Training Models

Train a machine learning model from any table in your data lake with a single command.

Usage

dataspoc-lens ml train --target <column> --from <table>

Flag	Description
`--target`	The column you want to predict
`--from`	The source table (raw, curated, or gold layer)

What happens

Reads Parquet — loads the source table from your bucket.
Feature engineering — automatically detects column types, encodes categoricals, generates interaction features, and handles missing values.
Model selection — evaluates multiple algorithms (gradient boosting, random forest, logistic regression, etc.) and selects the best performer.
Training — trains the selected model with optimized hyperparameters.
Saves to bucket — writes artifacts to bucket/ml/models/<model>/.

Output artifacts

After training completes, three files are saved to the bucket:

File	Description
`model.pkl`	The serialized trained model
`features.json`	Feature definitions, transformations, and column mappings
`metrics.json`	Evaluation metrics (accuracy, precision, recall, AUC, RMSE, etc.)

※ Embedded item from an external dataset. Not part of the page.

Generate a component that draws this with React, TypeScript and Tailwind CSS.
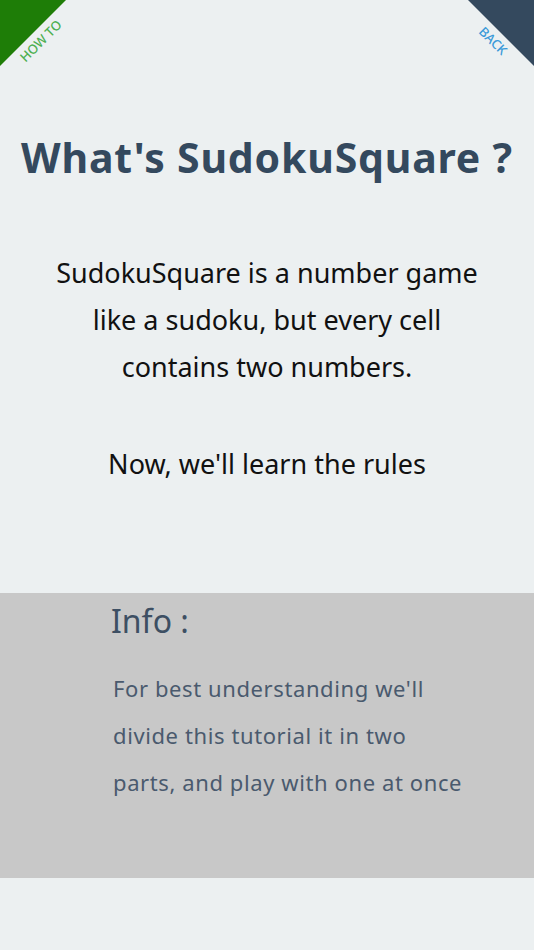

These files are stored at:

bucket/
  ml/
    models/
      <model>/
        model.pkl
        features.json
        metrics.json

Example: training a churn model

Suppose you have a curated/customers/activity table with a churned column (1 = churned, 0 = active):

dataspoc-lens ml train --target churned --from curated/customers/activity

Output:

[ML] Loading table curated/customers/activity...
[ML] 45,231 rows, 18 columns
[ML] Feature engineering: 42 features generated
[ML] Evaluating models...
[ML] Best model: GradientBoosting (AUC=0.91)
[ML] Training final model...
[ML] Saved to ml/models/churned_activity/
[ML] Done.

You can then inspect the model with dataspoc-lens ml explain --model churned_activity or generate predictions with dataspoc-lens ml predict.